> _YOUR GOAL_
Quote, line for line, the entries from the first through the one containing "Windows 7 chrome)". Pictures are left out.

> _LISTED ENTRIES_
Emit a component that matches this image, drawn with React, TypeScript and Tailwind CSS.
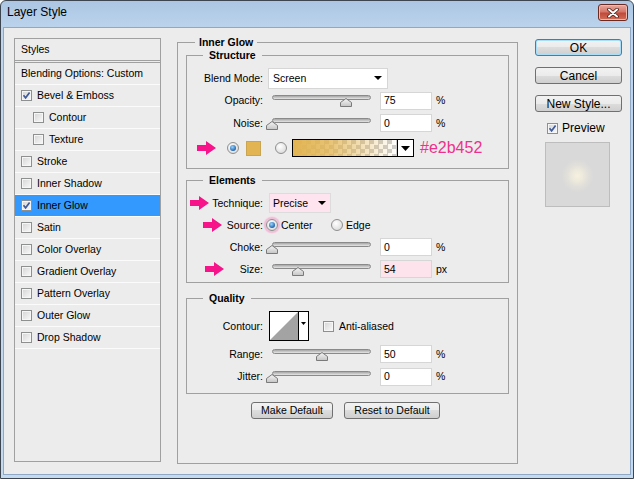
import React from 'react';

// Layer Style dialog (Photoshop, Windows 7 chrome)

const styleItems = [
  { name: 'Bevel & Emboss', checked: true },
  { name: 'Contour', indent: true },
  { name: 'Texture', indent: true },
  { name: 'Stroke' },
  { name: 'Inner Shadow' },
  { name: 'Inner Glow', checked: true, selected: true },
  { name: 'Satin' },
  { name: 'Color Overlay' },
  { name: 'Gradient Overlay' },
  { name: 'Pattern Overlay' },
  { name: 'Outer Glow' },
  { name: 'Drop Shadow' },
];

function Arrow() {
  return (
    <svg width="19" height="14" viewBox="0 0 19 14" className="shrink-0">
      <polygon points="0,4 9,4 9,0 19,7 9,14 9,10 0,10" fill="#f7148b" />
    </svg>
  );
}

function Checkbox({ checked = false }: { checked?: boolean }) {
  return (
    <span className="flex h-[11px] w-[11px] shrink-0 items-center justify-center border border-[#8e8f8f] bg-[linear-gradient(135deg,#d4d4d4,#fafafa)] shadow-[inset_0_0_0_1px_#f6f6f6]">
      {checked && (
        <svg width="9" height="9" viewBox="0 0 9 9">
          <path d="M1.5 4.3 L3.6 6.8 L7.6 1.6" fill="none" stroke="#3f5b9a" strokeWidth="1.7" />
        </svg>
      )}
    </span>
  );
}

function Radio({ checked = false, glow = false }: { checked?: boolean; glow?: boolean }) {
  return (
    <span
      className={`flex h-[12px] w-[12px] shrink-0 items-center justify-center rounded-full border border-[#8f8f8f] bg-[radial-gradient(circle_at_40%_35%,#ffffff,#d2d2d2)] ${
        glow ? 'shadow-[0_0_0_2px_#eec0d8,0_0_0_3px_#f7dbe9]' : ''
      }`}
    >
      {checked && (
        <span className="h-[6px] w-[6px] rounded-full bg-[radial-gradient(circle_at_40%_35%,#9ad6ff,#1b5ea8_75%)]" />
      )}
    </span>
  );
}

function Slider({ pos }: { pos: number }) {
  return (
    <div className="relative h-[12px] w-[99px] shrink-0">
      <div className="mt-[1px] h-[5px] rounded-full border border-[#8a8a8a] bg-[linear-gradient(#a6a6a6,#e6e6e6)]" />
      <svg className="absolute top-[3px]" style={{ left: pos - 6 }} width="12" height="9" viewBox="0 0 12 9">
        <polygon points="6,0.5 11.5,4.5 11.5,8.5 0.5,8.5 0.5,4.5" fill="url(#thumbFill)" stroke="#7a7a7a" />
      </svg>
    </div>
  );
}

function NumInput({ value, pink = false }: { value: string; pink?: boolean }) {
  return (
    <div
      className={`flex h-[18px] w-[52px] shrink-0 items-center border border-[#d6d6d6] pl-[3px] ${
        pink ? 'bg-[#fce3ec]' : 'bg-white'
      }`}
    >
      {value}
    </div>
  );
}

function Label({ children, arrow }: { children: React.ReactNode; arrow?: React.ReactNode }) {
  return (
    <div className="flex w-[76px] shrink-0 items-center">
      {arrow}
      <span className="flex-1 text-right">{children}</span>
    </div>
  );
}

function Caret() {
  return (
    <svg width="8" height="4" viewBox="0 0 8 4" className="shrink-0">
      <polygon points="0,0 8,0 4,4" fill="#000" />
    </svg>
  );
}

function SliderRow({
  label,
  pos,
  value,
  unit = '%',
  pink = false,
  arrow,
  h = 'h-[22px]',
}: {
  label: string;
  pos: number;
  value: string;
  unit?: string;
  pink?: boolean;
  arrow?: React.ReactNode;
  h?: string;
}) {
  return (
    <div className={`flex items-center ${h}`}>
      <Label arrow={arrow}>{label}</Label>
      <div className="ml-[9px]">
        <Slider pos={pos} />
      </div>
      <div className="ml-[9px]">
        <NumInput value={value} pink={pink} />
      </div>
      <span className="ml-[4px]">{unit}</span>
    </div>
  );
}

function WinButton({ children, primary = false, className = '' }: { children: React.ReactNode; primary?: boolean; className?: string }) {
  return (
    <button
      className={`flex h-[17px] items-center justify-center rounded-[3px] border bg-[linear-gradient(#f2f2f2,#ebebeb_50%,#dddddd_50%,#cfcfcf)] leading-none ${
        primary ? 'border-[#3c7fb1] shadow-[inset_0_0_0_1px_#a9def8]' : 'border-[#707070]'
      } ${className}`}
    >
      {children}
    </button>
  );
}

function Group({ title, children, className = '' }: { title: string; children: React.ReactNode; className?: string }) {
  return (
    <fieldset className={`w-[323px] border border-[#a0a0a0] p-0 ${className}`}>
      <legend className="ml-[16px] px-[6px] text-[10.5px] font-bold leading-[13px]">{title}</legend>
      {children}
    </fieldset>
  );
}

export default function App() {
  return (
    <div className="flex h-[479px] w-[634px] flex-col overflow-hidden rounded-t-[6px] border border-[#3d4650] bg-[linear-gradient(#abc6e3,#bed5ed_30px,#c4daef)] font-['Liberation_Sans',Arial,sans-serif] text-black">
      <svg width="0" height="0" className="absolute">
        <defs>
          <linearGradient id="thumbFill" x1="0" y1="0" x2="0" y2="1">
            <stop offset="0" stopColor="#f7f7f7" />
            <stop offset="1" stopColor="#c4c4c4" />
          </linearGradient>
        </defs>
      </svg>

      {/* title bar */}
      <div className="flex h-[26px] shrink-0 items-start justify-between">
        <span className="ml-[6px] mt-[4px] text-[12px] leading-[15px]">Layer Style</span>
        <button className="mr-[5px] mt-[3px] flex h-[17px] w-[30px] items-center justify-center rounded-[3px] border border-[#6b2a22] bg-[linear-gradient(#e9a99b,#d5766a_45%,#c14a3b_55%,#d0705a)] shadow-[inset_0_0_0_1px_#f0b9ad]">
          <svg width="12" height="10" viewBox="0 0 12 10">
            <path d="M2 1.5 L10 8.5 M10 1.5 L2 8.5" stroke="#4b1d18" strokeWidth="3.6" strokeLinecap="round" />
            <path d="M2 1.5 L10 8.5 M10 1.5 L2 8.5" stroke="#ffffff" strokeWidth="2" strokeLinecap="round" />
          </svg>
        </button>
      </div>

      {/* client area */}
      <div className="mx-[2px] mb-[3px] flex flex-1 items-start border border-[#8ea8c6] bg-[#ececec] text-[10.5px] leading-[13px]">
        {/* styles list */}
        <div className="ml-[10px] mt-[10px] flex h-[424px] w-[147px] shrink-0 flex-col border border-[#a0a0a0]">
          <div className="flex h-[21px] items-center pl-[6px]">Styles</div>
          <div className="border-b-[3px] border-double border-[#a0a0a0]" />
          <div className="flex h-[22px] items-center border-b border-[#fbfbfb] pl-[6px]">Blending Options: Custom</div>
          {styleItems.map((s) => (
            <div
              key={s.name}
              className={`flex h-[22px] items-center gap-[5px] border-b border-[#fbfbfb] ${s.indent ? 'pl-[18px]' : 'pl-[6px]'} ${
                s.selected ? 'bg-[#3399ff]' : ''
              }`}
            >
              <Checkbox checked={s.checked} />
              <span>{s.name}</span>
            </div>
          ))}
        </div>

        {/* settings */}
        <fieldset className="ml-[16px] mt-[8px] w-[338px] shrink-0 border border-[#a0a0a0] px-[8px] pb-[44px] pt-0">
          <legend className="ml-[9px] px-[4px] text-[10.5px] font-bold leading-[13px]">Inner Glow</legend>

          <Group title="Structure">
            <div className="pb-[8px] pt-[5px]">
              <div className="flex h-[22px] items-center">
                <Label>Blend Mode:</Label>
                <div className="ml-[5px] flex h-[21px] w-[120px] items-center justify-between border border-[#d6d6d6] bg-white pl-[4px] pr-[5px]">
                  <span>Screen</span>
                  <Caret />
                </div>
              </div>
              <SliderRow label="Opacity:" pos={74} value="75" h="h-[23px]" />
              <SliderRow label="Noise:" pos={0} value="0" />
              <div className="mt-[2px] flex h-[24px] items-center">
                <div className="ml-[10px]">
                  <Arrow />
                </div>
                <div className="ml-[11px]">
                  <Radio checked />
                </div>
                <div className="ml-[7px] h-[15px] w-[15px] shrink-0 border border-[#c9a552] bg-[#e2b452]" />
                <div className="ml-[14px]">
                  <Radio />
                </div>
                <div className="ml-[5px] flex h-[18px] w-[122px] shrink-0 border border-black">
                  <div className="flex-1 bg-[image:repeating-conic-gradient(#cdcdcd_0%_25%,#ffffff_0%_50%)] bg-[length:9px_9px]">
                    <div className="h-full w-full bg-[linear-gradient(to_right,#e2b452,#e2b452cc_35%,#e2b45200)]" />
                  </div>
                  <div className="flex w-[16px] items-center justify-center border-l border-black bg-white">
                    <svg width="9" height="5" viewBox="0 0 9 5">
                      <polygon points="0,0 9,0 4.5,5" fill="#000" />
                    </svg>
                  </div>
                </div>
                <span className="ml-[6px] text-[16px] leading-[18px] text-[#ee318b]">#e2b452</span>
              </div>
            </div>
          </Group>

          <Group title="Elements" className="mt-[5px]">
            <div className="pb-[2px] pt-[5px]">
              <div className="flex h-[22px] items-center">
                <Label
                  arrow={
                    <div className="ml-[3px]">
                      <Arrow />
                    </div>
                  }
                >
                  Technique:
                </Label>
                <div className="ml-[6px] flex h-[20px] w-[62px] items-center justify-between border border-[#dcdcdc] bg-[#fde4ee] pl-[3px] pr-[4px]">
                  <span>Precise</span>
                  <Caret />
                </div>
              </div>
              <div className="flex h-[22px] items-center">
                <Label
                  arrow={
                    <div className="ml-[16px]">
                      <Arrow />
                    </div>
                  }
                >
                  Source:
                </Label>
                <div className="ml-[3px] flex w-[65px] items-center gap-[3px]">
                  <Radio checked glow />
                  <span>Center</span>
                </div>
                <div className="flex items-center gap-[3px]">
                  <Radio />
                  <span>Edge</span>
                </div>
              </div>
              <SliderRow label="Choke:" pos={0} value="0" />
              <SliderRow
                label="Size:"
                pos={26}
                value="54"
                unit="px"
                pink
                arrow={
                  <div className="ml-[18px]">
                    <Arrow />
                  </div>
                }
              />
            </div>
          </Group>

          <Group title="Quality" className="mt-[9px]">
            <div className="pb-[5px] pt-[6px]">
              <div className="flex h-[30px] items-center">
                <Label>Contour:</Label>
                <div className="ml-[6px] flex h-[30px] w-[40px] shrink-0 border border-black bg-white">
                  <svg width="28" height="28" viewBox="0 0 28 28" className="shrink-0">
                    <polygon points="0,28 28,0 28,28" fill="#a3a3a3" />
                  </svg>
                  <div className="flex flex-1 justify-center border-l border-black pt-[10px]">
                    <svg width="5" height="3" viewBox="0 0 5 3">
                      <polygon points="0,0 5,0 2.5,3" fill="#000" />
                    </svg>
                  </div>
                </div>
                <div className="ml-[14px] flex items-center gap-[5px]">
                  <Checkbox />
                  <span>Anti-aliased</span>
                </div>
              </div>
              <div className="mt-[2px]">
                <SliderRow label="Range:" pos={50} value="50" />
              </div>
              <SliderRow label="Jitter:" pos={0} value="0" h="h-[23px]" />
            </div>
          </Group>

          <div className="ml-[65px] mt-[8px] flex gap-[11px]">
            <WinButton className="w-[82px]">Make Default</WinButton>
            <WinButton className="w-[96px]">Reset to Default</WinButton>
          </div>
        </fieldset>

        {/* actions */}
        <div className="ml-[17px] mt-[11px] flex w-[87px] shrink-0 flex-col text-[12px]">
          <div className="flex flex-col gap-[11px]">
            <WinButton primary>OK</WinButton>
            <WinButton>Cancel</WinButton>
            <WinButton>New Style...</WinButton>
          </div>
          <div className="ml-[12px] mt-[10px] flex h-[12px] items-center gap-[4px]">
            <Checkbox checked />
            <span>Preview</span>
          </div>
          <div className="ml-[10px] mt-[8px] h-[65px] w-[65px] border border-[#bdbdbd] bg-[radial-gradient(ellipse_at_50%_52%,#f6f1e0_0px,#eeeadc_5px,#e2e0da_10px,#d9d9d9_16px)]" />
        </div>
      </div>
    </div>
  );
}
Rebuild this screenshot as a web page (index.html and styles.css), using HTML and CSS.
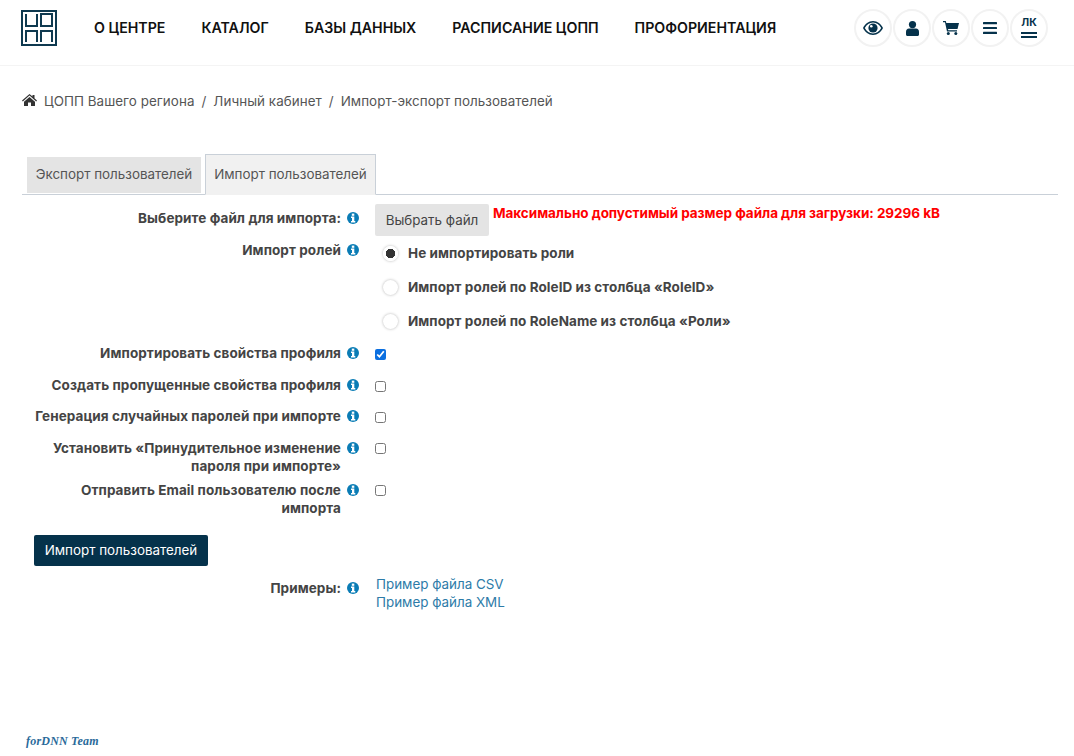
FILE: index.html
```html
<!DOCTYPE html>
<html lang="ru">
<head>
<meta charset="utf-8">
<title>Импорт-экспорт пользователей</title>
<link rel="stylesheet" href="styles.css">
</head>
<body>
<svg class="sprite" width="0" height="0">
  <symbol id="info" viewBox="0 0 12 12"><circle cx="6" cy="6" r="6" fill="#0a7cb5"/><rect x="4.800" y="1.600" width="2.500" height="2.200" fill="#fff"/><path d="M4 4.600h3.300v4.500h1v1.300H4V9.100h1V5.900H4z" fill="#fff"/></symbol>
</svg>
<header class="topbar">
  <svg class="logo" width="36" height="36" viewBox="0 0 36 36" fill="none" stroke="#0f3a50" stroke-width="2">
    <rect x="1" y="1" width="34" height="34"/>
    <path d="M5 4v12h12M16 4v12M20 4h11v12H20zM5 32V21h11v11M20 32V21h11v11"/>
  </svg>
  <nav class="menu">
    <a>О центре</a><a>Каталог</a><a>Базы данных</a><a>Расписание ЦОПП</a><a>Профориентация</a>
  </nav>
  <div class="tools">
    <span class="tool"><svg width="20" height="14" viewBox="0 0 20 14"><path d="M10 0C5.500 0 2 3 0 7c2 4 5.500 7 10 7s8-3 10-7c-2-4-5.500-7-10-7zm0 12.500c-3.500 0-6.500-2.300-8.200-5.500C3.500 3.800 6.500 1.500 10 1.500s6.500 2.300 8.200 5.500c-1.700 3.200-4.700 5.500-8.200 5.500z" fill="#05324b"/><circle cx="10" cy="7" r="4.600" fill="#05324b"/><circle cx="8.300" cy="5.300" r="1.300" fill="#fff"/></svg></span>
    <span class="tool"><svg width="13" height="15" viewBox="0 0 13 15" fill="#05324b"><circle cx="6.500" cy="3.600" r="3.600"/><path d="M3 7.500h7c1.800 0 3 1.400 3 3.200V13.500c0 .9-.6 1.500-1.500 1.500h-10C.6 15 0 14.400 0 13.500v-2.800C0 8.900 1.200 7.500 3 7.500z"/></svg></span>
    <span class="tool"><svg width="16" height="14" viewBox="0 0 16 14" fill="#05324b"><path d="M0 0h2.800l.5 2H16l-1.500 6H5l.3 1.300H14v1.200H4L2 1.200H0z"/><circle cx="5.300" cy="12.500" r="1.500"/><circle cx="12.800" cy="12.500" r="1.500"/></svg></span>
    <span class="tool"><svg width="14" height="12" viewBox="0 0 14 12" fill="#05324b"><rect width="14" height="2.200" rx=".5"/><rect y="4.900" width="14" height="2.200" rx=".5"/><rect y="9.800" width="14" height="2.200" rx=".5"/></svg></span>
    <span class="tool tool-lk"><b>ЛК</b><i></i><i></i></span>
  </div>
</header>

<main class="page">
  <div class="crumbs">
    <svg width="15" height="12" viewBox="0 0 15 12" fill="#333"><path d="M7.500 0L10.500 2.600V1h2v3.300L15 6.500l-.8.9L7.500 1.600.8 7.400 0 6.500z"/><path d="M7.500 3L13 7.700V12H9V8.500H6V12H2V7.700z"/></svg>
    <a>ЦОПП Вашего региона</a><span>/</span><a>Личный кабинет</a><span>/</span><a>Импорт-экспорт пользователей</a>
  </div>

  <div class="tabs">
    <a class="tab">Экспорт пользователей</a>
    <a class="tab tab-active">Импорт пользователей</a>
  </div>

  <form class="form">
    <div class="row row-file">
      <label class="lbl">Выберите файл для импорта:</label><svg class="info"><use href="#info"/></svg>
      <div class="ctl file-ctl"><span class="file-btn">Выбрать файл</span><span class="limit">Максимально допустимый размер файла для загрузки: 29296 kB</span></div>
    </div>
    <div class="row row-roles">
      <label class="lbl">Импорт ролей</label><svg class="info"><use href="#info"/></svg>
      <div class="ctl radios">
        <label class="radio"><input type="radio" name="r" checked>Не импортировать роли</label>
        <label class="radio"><input type="radio" name="r">Импорт ролей по RoleID из столбца «RoleID»</label>
        <label class="radio"><input type="radio" name="r">Импорт ролей по RoleName из столбца «Роли»</label>
      </div>
    </div>
    <div class="row row-check">
      <label class="lbl">Импортировать свойства профиля</label><svg class="info"><use href="#info"/></svg>
      <div class="ctl"><input class="check" type="checkbox" checked></div>
    </div>
    <div class="row row-check">
      <label class="lbl">Создать пропущенные свойства профиля</label><svg class="info"><use href="#info"/></svg>
      <div class="ctl"><input class="check" type="checkbox"></div>
    </div>
    <div class="row row-check">
      <label class="lbl">Генерация случайных паролей при импорте</label><svg class="info"><use href="#info"/></svg>
      <div class="ctl"><input class="check" type="checkbox"></div>
    </div>
    <div class="row row-check row-two">
      <label class="lbl">Установить «Принудительное изменение пароля при импорте»</label><svg class="info"><use href="#info"/></svg>
      <div class="ctl"><input class="check" type="checkbox"></div>
    </div>
    <div class="row row-check row-two">
      <label class="lbl">Отправить Email пользователю после импорта</label><svg class="info"><use href="#info"/></svg>
      <div class="ctl"><input class="check" type="checkbox"></div>
    </div>
    <button class="submit" type="button">Импорт пользователей</button>
    <div class="row row-samples">
      <label class="lbl">Примеры:</label><svg class="info"><use href="#info"/></svg>
      <div class="ctl samples"><a>Пример файла CSV</a><a>Пример файла XML</a></div>
    </div>
  </form>
  <div class="credit">forDNN Team</div>
</main>
</body>
</html>
```

FILE: styles.css
```css
* { box-sizing: border-box; }
html, body { margin: 0; height: 756px; overflow: hidden; }
body { background: #fff; font-family: Inter, "Noto Sans", sans-serif; font-size: 13.400px; color: #444; }
.sprite { display: block; height: 0; }

.topbar { height: 66px; border-bottom: 1px solid #f4f4f4; display: flex; align-items: flex-start; padding: 10px 26px 0 21px; }
.logo { flex: none; display: block; }
.menu { display: flex; gap: 36px; margin: 10px 0 0 37px; font-size: 14.200px; font-weight: 600; line-height: 16px; text-transform: uppercase; color: #111; }
.tools { margin-left: auto; margin-top: -1px; display: flex; gap: 1px; }
.tool { width: 38px; height: 38px; border: 2px solid #f2f2f2; border-radius: 50%; display: flex; flex-direction: column; align-items: center; justify-content: center; }
.tool-lk b { font-size: 10.500px; line-height: 10px; color: #05324b; font-weight: 700; margin-bottom: 2px; }
.tool-lk i { display: block; width: 16px; height: 2px; background: #05324b; margin-top: 2px; }

.page { padding: 0 16px 0 22px; }
.crumbs { display: flex; align-items: center; height: 20px; margin-top: 25px; color: #555; gap: 6px; letter-spacing: .05px; }
.crumbs svg { margin-right: 1px; margin-top: -3px; }
.crumbs span { margin: 0 1px; }

.tabs { display: flex; align-items: flex-end; gap: 4px; height: 41px; margin-top: 43px; padding-left: 5px; border-bottom: 1px solid #c9d0d8; }
.tab { height: 36px; width: 174px; background: #e4e4e4; color: #555; display: flex; align-items: center; justify-content: center; margin-bottom: 1px; padding-bottom: 2px; }
.tab-active { height: 41px; width: 171px; margin-bottom: -1px; background: #f1f1f1; border: 1px solid #c9d0d8; border-bottom: 1px solid #f1f1f1; padding-bottom: 1px; }

.form { padding: 9px 0 0 12px; }
.row { display: grid; grid-template-columns: 307px 12px 1fr; column-gap: 6px; align-items: start; }
.lbl { font-size: 13.500px; letter-spacing: .08px; font-weight: 700; color: #444; text-align: right; line-height: 18px; }
.info { width: 12px; height: 12px; margin-top: 3px; }
.ctl { margin-left: 10px; }

.row-file { height: 37px; }
.row-file .lbl { margin-top: 5px; }
.row-file .info { margin-top: 8px; }
.file-ctl { display: flex; align-items: flex-start; gap: 4px; margin-left: 10px; }
.file-btn { width: 114px; height: 32px; background: #e4e4e4; border-radius: 2px; display: flex; align-items: center; justify-content: center; color: #444; }
.limit { font-size: 13.500px; letter-spacing: -.04px; color: #f00; font-weight: 700; line-height: 18px; white-space: nowrap; }

.row-roles { height: 104px; }
.radios { display: flex; flex-direction: column; gap: 16px; padding-top: 3px; }
.radio { display: flex; align-items: center; height: 18px; font-size: 13.500px; letter-spacing: .06px; font-weight: 700; color: #444; padding-left: 8px; gap: 10px; }
.radio input { appearance: none; margin: 0; width: 15px; height: 15px; border-radius: 50%; background: #fff; box-shadow: 0 0 3px rgba(0,0,0,.3); }
.radio input:checked { background: radial-gradient(circle, #333 0 4.500px, #fff 5px); }

.row-check { height: 31.500px; }
.row-check .lbl { margin-top: -1px; }
.row-check .info { margin-top: 2px; }
.row-two { height: 42px; margin-top: -1px; }
.row-two + .row-two { margin-top: 0; }
.row-two .lbl { margin-top: 0; }
.row-two .info { margin-top: 3px; }
.check { display: block; margin: 4px 0 0; width: 11px; height: 11px; accent-color: #0b6fe0; }

.submit { display: block; width: 174px; height: 31px; margin: 12px 0 0; border: 0; border-radius: 2px; background: #05324b; color: #fff; font: inherit; }
.row-samples { margin-top: 9px; }
.row-samples .lbl { margin-top: 4px; }
.row-samples .info { margin-top: 7px; }
.samples { display: flex; flex-direction: column; line-height: 18px; color: #2d7ba8; margin-left: 11px; }

.credit { margin: 123px 0 0 4px; font: italic 700 12px "Liberation Serif", serif; color: #2a6a9a; letter-spacing: .2px; }
```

> _CORRECT RESULT_
Emit a component that matches this image, drawn with React, TypeScript and Tailwind CSS.
import React from 'react';

// Layer Style dialog (Photoshop, Windows 7 chrome)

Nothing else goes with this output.